Show worked answer →

(a) Displacement. Displacement is the signed integral of velocity.

$\text{Disp} = \int_{0}^{5} (t^2 - 4t + 3) \, dt = \left[ \frac{t^3}{3} - 2 t^2 + 3 t \right]_{0}^{5}$ .

Evaluate at $t = 5$ : $\frac{125}{3} - 50 + 15 = \frac{125}{3} - 35 = \frac{125 - 105}{3} = \frac{20}{3}$ .

Evaluate at $t = 0$ : $0$ .

Displacement $= \frac{20}{3}$ m ( $\approx 6.67$ m).

(b) Total distance. Find where $v(t) = 0$ on $[0, 5]$ .

$t^2 - 4t + 3 = 0 \implies (t-1)(t-3) = 0 \implies t = 1$ or $t = 3$ .

The particle changes direction at $t = 1$ and $t = 3$ . Split the interval.

On $[0, 1]$ : integral $= [\frac{t^3}{3} - 2t^2 + 3t]_{0}^{1} = \frac{1}{3} - 2 + 3 = \frac{4}{3}$ (positive, $v > 0$ here).

On $[1, 3]$ : integral $= [\ldots]_{1}^{3} = (\frac{27}{3} - 18 + 9) - \frac{4}{3} = 0 - \frac{4}{3} = -\frac{4}{3}$ (negative, $v < 0$ ).

On $[3, 5]$ : integral $= [\ldots]_{3}^{5} = \frac{20}{3} - 0 = \frac{20}{3}$ (positive, $v > 0$ ).

Total distance $= \frac{4}{3} + |-\frac{4}{3}| + \frac{20}{3} = \frac{4 + 4 + 20}{3} = \frac{28}{3}$ m ( $\approx 9.33$ m).

Markers reward the displacement-vs-distance distinction, finding the zeros of $v$ , the interval split, and the absolute-value treatment.

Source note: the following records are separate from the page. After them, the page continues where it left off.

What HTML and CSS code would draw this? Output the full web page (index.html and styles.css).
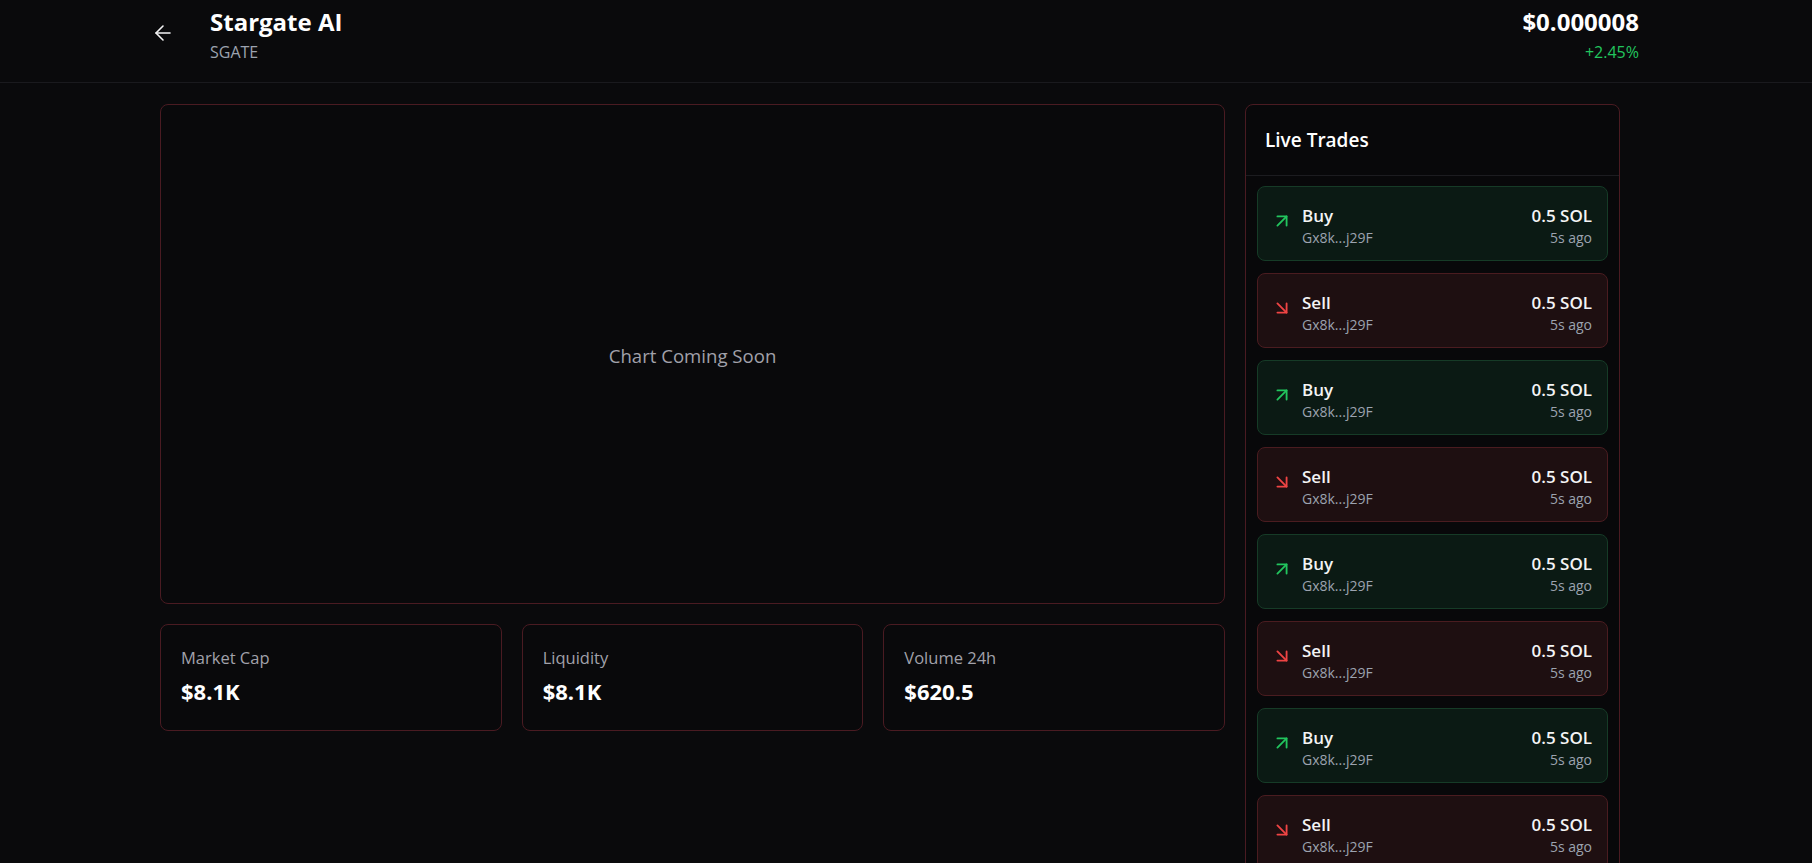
FILE: index.html
```html
<!DOCTYPE html>
<html lang="en">
<head>
<meta charset="utf-8">
<title>Stargate AI</title>
<link rel="stylesheet" href="styles.css">
</head>
<body>
<header class="topbar">
  <div class="token">
    <button class="back" aria-label="Back">
      <svg viewBox="0 0 24 24" width="24" height="24" fill="none" stroke="currentColor" stroke-width="1.6" stroke-linecap="round" stroke-linejoin="round"><path d="m12 19-7-7 7-7"/><path d="M19 12H5"/></svg>
    </button>
    <div class="token-names">
      <div class="token-title">Stargate AI</div>
      <div class="token-symbol">SGATE</div>
    </div>
  </div>
  <div class="price">
    <div class="price-value">$0.000008</div>
    <div class="price-change">+2.45%</div>
  </div>
</header>

<main class="layout">
  <section class="left">
    <div class="chart card">
      <span class="chart-empty">Chart Coming Soon</span>
    </div>
    <div class="stats">
      <div class="stat card">
        <div class="stat-label">Market Cap</div>
        <div class="stat-value">$8.1K</div>
      </div>
      <div class="stat card">
        <div class="stat-label">Liquidity</div>
        <div class="stat-value">$8.1K</div>
      </div>
      <div class="stat card">
        <div class="stat-label">Volume 24h</div>
        <div class="stat-value">$620.5</div>
      </div>
    </div>
  </section>

  <aside class="trades card">
    <div class="trades-head">Live Trades</div>
    <div class="trades-list">
      <div class="trade buy">
        <svg class="trade-icon" viewBox="0 0 24 24" fill="none" stroke="currentColor" stroke-width="2" stroke-linecap="round" stroke-linejoin="round"><path d="M7 7h10v10"/><path d="M7 17 17 7"/></svg>
        <div class="trade-main"><div class="trade-type">Buy</div><div class="trade-sub">Gx8k...j29F</div></div>
        <div class="trade-side"><div class="trade-amt">0.5 SOL</div><div class="trade-sub">5s ago</div></div>
      </div>
      <div class="trade sell">
        <svg class="trade-icon" viewBox="0 0 24 24" fill="none" stroke="currentColor" stroke-width="2" stroke-linecap="round" stroke-linejoin="round"><path d="m7 7 10 10"/><path d="M17 7v10H7"/></svg>
        <div class="trade-main"><div class="trade-type">Sell</div><div class="trade-sub">Gx8k...j29F</div></div>
        <div class="trade-side"><div class="trade-amt">0.5 SOL</div><div class="trade-sub">5s ago</div></div>
      </div>
      <div class="trade buy">
        <svg class="trade-icon" viewBox="0 0 24 24" fill="none" stroke="currentColor" stroke-width="2" stroke-linecap="round" stroke-linejoin="round"><path d="M7 7h10v10"/><path d="M7 17 17 7"/></svg>
        <div class="trade-main"><div class="trade-type">Buy</div><div class="trade-sub">Gx8k...j29F</div></div>
        <div class="trade-side"><div class="trade-amt">0.5 SOL</div><div class="trade-sub">5s ago</div></div>
      </div>
      <div class="trade sell">
        <svg class="trade-icon" viewBox="0 0 24 24" fill="none" stroke="currentColor" stroke-width="2" stroke-linecap="round" stroke-linejoin="round"><path d="m7 7 10 10"/><path d="M17 7v10H7"/></svg>
        <div class="trade-main"><div class="trade-type">Sell</div><div class="trade-sub">Gx8k...j29F</div></div>
        <div class="trade-side"><div class="trade-amt">0.5 SOL</div><div class="trade-sub">5s ago</div></div>
      </div>
      <div class="trade buy">
        <svg class="trade-icon" viewBox="0 0 24 24" fill="none" stroke="currentColor" stroke-width="2" stroke-linecap="round" stroke-linejoin="round"><path d="M7 7h10v10"/><path d="M7 17 17 7"/></svg>
        <div class="trade-main"><div class="trade-type">Buy</div><div class="trade-sub">Gx8k...j29F</div></div>
        <div class="trade-side"><div class="trade-amt">0.5 SOL</div><div class="trade-sub">5s ago</div></div>
      </div>
      <div class="trade sell">
        <svg class="trade-icon" viewBox="0 0 24 24" fill="none" stroke="currentColor" stroke-width="2" stroke-linecap="round" stroke-linejoin="round"><path d="m7 7 10 10"/><path d="M17 7v10H7"/></svg>
        <div class="trade-main"><div class="trade-type">Sell</div><div class="trade-sub">Gx8k...j29F</div></div>
        <div class="trade-side"><div class="trade-amt">0.5 SOL</div><div class="trade-sub">5s ago</div></div>
      </div>
      <div class="trade buy">
        <svg class="trade-icon" viewBox="0 0 24 24" fill="none" stroke="currentColor" stroke-width="2" stroke-linecap="round" stroke-linejoin="round"><path d="M7 7h10v10"/><path d="M7 17 17 7"/></svg>
        <div class="trade-main"><div class="trade-type">Buy</div><div class="trade-sub">Gx8k...j29F</div></div>
        <div class="trade-side"><div class="trade-amt">0.5 SOL</div><div class="trade-sub">5s ago</div></div>
      </div>
      <div class="trade sell">
        <svg class="trade-icon" viewBox="0 0 24 24" fill="none" stroke="currentColor" stroke-width="2" stroke-linecap="round" stroke-linejoin="round"><path d="m7 7 10 10"/><path d="M17 7v10H7"/></svg>
        <div class="trade-main"><div class="trade-type">Sell</div><div class="trade-sub">Gx8k...j29F</div></div>
        <div class="trade-side"><div class="trade-amt">0.5 SOL</div><div class="trade-sub">5s ago</div></div>
      </div>
    </div>
  </aside>
</main>
</body>
</html>
```

FILE: styles.css
```css
* { box-sizing: border-box; }

html, body {
  margin: 0;
  height: 100%;
  overflow: hidden;
}

body {
  background: #0a0a0c;
  color: #f4f4f5;
  font-family: "Open Sans", "Noto Sans", sans-serif;
}

/* ---------- header ---------- */
.topbar {
  height: 83px;
  padding: 8px 173px 0 151px;
  display: flex;
  justify-content: space-between;
  align-items: flex-start;
  border-bottom: 1px solid #1a1a1e;
}

.token {
  display: flex;
  align-items: flex-start;
}

.back {
  margin-top: 13px;
  margin-right: 35px;
  width: 24px;
  height: 24px;
  padding: 0;
  border: 0;
  background: none;
  color: #f4f4f5;
  display: flex;
}

.token-title,
.price-value {
  font-size: 24px;
  line-height: 28px;
  font-weight: 700;
  color: #ffffff;
}

.token-symbol,
.price-change {
  margin-top: 5px;
  font-size: 16px;
  line-height: 22px;
}

.token-symbol { color: #9ca3af; }

.price { text-align: right; }
.price-change { color: #22c55e; }

/* ---------- layout ---------- */
.layout {
  width: 1620px;
  padding: 21px 0 0 160px;
  display: grid;
  grid-template-columns: 1fr 375px;
  gap: 20px;
  align-items: start;
}

.card {
  border: 1px solid #4a1b22;
  border-radius: 8px;
  background: #09090b;
}

.left {
  display: flex;
  flex-direction: column;
  gap: 20px;
}

.chart {
  height: 500px;
  display: flex;
  align-items: center;
  justify-content: center;
}

.chart-empty {
  font-size: 18.6px;
  color: #a1a1aa;
  margin-top: 2px;
}

.stats {
  display: grid;
  grid-template-columns: repeat(3, 1fr);
  gap: 20px;
}

.stat {
  height: 107px;
  padding: 22px 20px 0;
}

.stat-label {
  font-size: 16.5px;
  line-height: 22px;
  color: #a1a1aa;
}

.stat-value {
  margin-top: 7px;
  font-size: 22px;
  line-height: 30px;
  font-weight: 700;
  color: #ffffff;
}

/* ---------- trades ---------- */
.trades {
  height: 800px;
  background: #08080a;
  overflow: hidden;
}

.trades-head {
  height: 71px;
  padding: 0 19px;
  display: flex;
  align-items: center;
  border-bottom: 1px solid #1c1c20;
  font-size: 19px;
  line-height: 26px;
  font-weight: 600;
  color: #ffffff;
}

.trades-list {
  padding: 10px 11px;
  display: flex;
  flex-direction: column;
  gap: 12px;
}

.trade {
  height: 75px;
  flex: none;
  padding: 0 15px 0 13px;
  display: flex;
  align-items: center;
  border: 1px solid;
  border-radius: 8px;
}

.trade.buy {
  background: #0b1a14;
  border-color: #163b27;
}

.trade.sell {
  background: #1e0f11;
  border-color: #4a1c20;
}

.trade-icon {
  width: 22px;
  height: 22px;
  flex: none;
  margin-top: -6px;
  margin-right: 9px;
}

.buy .trade-icon { color: #22c55e; }
.sell .trade-icon { color: #ef4444; }

.trade-main {
  flex: 1;
  padding-top: 5px;
}

.trade-side {
  text-align: right;
  padding-top: 5px;
}

.trade-type,
.trade-amt {
  font-size: 17px;
  line-height: 24px;
  font-weight: 600;
  color: #f4f4f5;
}

.trade-sub {
  font-size: 14px;
  line-height: 20px;
  color: #9ca3af;
}
```
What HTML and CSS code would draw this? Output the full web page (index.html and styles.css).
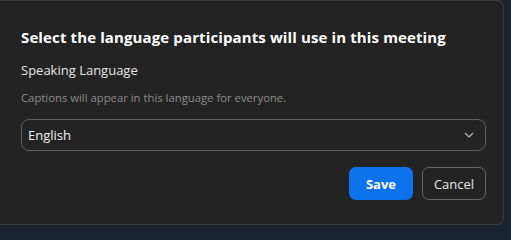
FILE: index.html
```html
<!DOCTYPE html>
<html>
<head>
<meta charset="utf-8">
<link rel="stylesheet" href="styles.css">
</head>
<body>
<div class="dialog">
  <h1 class="title">Select the language participants will use in this meeting</h1>
  <div class="label">Speaking Language</div>
  <div class="hint">Captions will appear in this language for everyone.</div>
  <div class="select">
    <span class="value">English</span>
    <svg class="chev" width="10" height="6" viewBox="0 0 10 6"><path d="M1 1 L5 5 L9 1" fill="none" stroke="#bdbdbd" stroke-width="1.2"/></svg>
  </div>
  <div class="actions">
    <button class="btn primary">Save</button>
    <button class="btn secondary">Cancel</button>
  </div>
</div>
</body>
</html>
```
FILE: styles.css
```css
html, body {
  margin: 0;
  padding: 0;
}
body {
  background: #1b2332;
  font-family: "Open Sans", "Noto Sans", sans-serif;
  overflow: hidden;
}
.dialog {
  box-sizing: border-box;
  width: 504px;
  height: 225px;
  background: #232323;
  border: 1px solid #3d3d3d;
  border-left: none;
  border-radius: 0 7px 7px 0;
  padding: 0 17px 0 21px;
  display: flex;
  flex-direction: column;
}
.title {
  margin: 25px 0 0;
  font-size: 15px;
  font-weight: 700;
  color: #ffffff;
  line-height: 22px;
  letter-spacing: 0.12px;
}
.label {
  margin-top: 13px;
  font-size: 13px;
  color: #e6e6e6;
  line-height: 18px;
}
.hint {
  margin-top: 11px;
  font-size: 11.3px;
  color: #8c8c8c;
  line-height: 16px;
}
.select {
  margin-top: 13px;
  height: 32px;
  box-sizing: border-box;
  border: 1px solid #5e5e5e;
  border-radius: 8px;
  display: flex;
  align-items: center;
  justify-content: space-between;
  padding: 0 11px 0 6px;
}
.value {
  font-size: 13px;
  color: #f2f2f2;
}
.chev {
  display: block;
}
.actions {
  margin-top: 16px;
  display: flex;
  justify-content: flex-end;
  gap: 9px;
}
.btn {
  box-sizing: border-box;
  width: 64px;
  height: 33px;
  border-radius: 7px;
  font-family: inherit;
  font-size: 13px;
  padding: 0;
  cursor: pointer;
}
.primary {
  background: #0e72ed;
  border: none;
  color: #ffffff;
  font-weight: 700;
}
.secondary {
  background: transparent;
  border: 1px solid #666666;
  color: #e8e8e8;
}
```
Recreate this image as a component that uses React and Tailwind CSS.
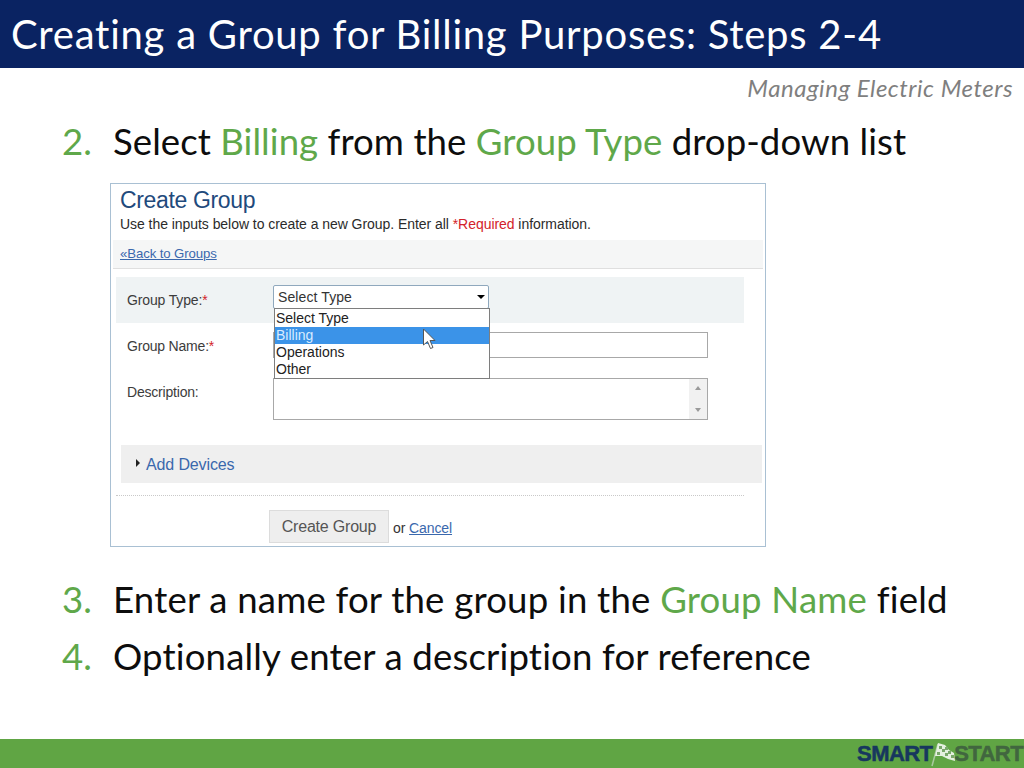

2023 QCAA-style P24 marksFind the exact area enclosed between $y = x^3$ and $y = x$.

Show worked answer →

Intersection points. $x^3 = x \implies x^3 - x = 0 \implies x(x-1)(x+1) = 0 \implies x = -1, 0, 1$ .

Test points to determine which is on top in each interval.

On $(-1, 0)$ : at $x = -0.5$ , $x^3 = -0.125$ and $x = -0.5$ . So $x^3 > x$ here ( $x^3$ on top).

On $(0, 1)$ : at $x = 0.5$ , $x^3 = 0.125$ and $x = 0.5$ . So $x > x^3$ here ( $x$ on top).

Area $= \int_{-1}^{0} (x^3 - x) \, dx + \int_{0}^{1} (x - x^3) \, dx$ .

First integral: $[\frac{x^4}{4} - \frac{x^2}{2}]_{-1}^{0} = 0 - (\frac{1}{4} - \frac{1}{2}) = \frac{1}{4}$ .

Second integral: $[\frac{x^2}{2} - \frac{x^4}{4}]_{0}^{1} = (\frac{1}{2} - \frac{1}{4}) - 0 = \frac{1}{4}$ .

Total area $= \frac{1}{4} + \frac{1}{4} = \frac{1}{2}$ .

Markers reward finding all three intersection points, top-vs-bottom test in each sub-interval, and the symmetry observation that gives equal contributions from each.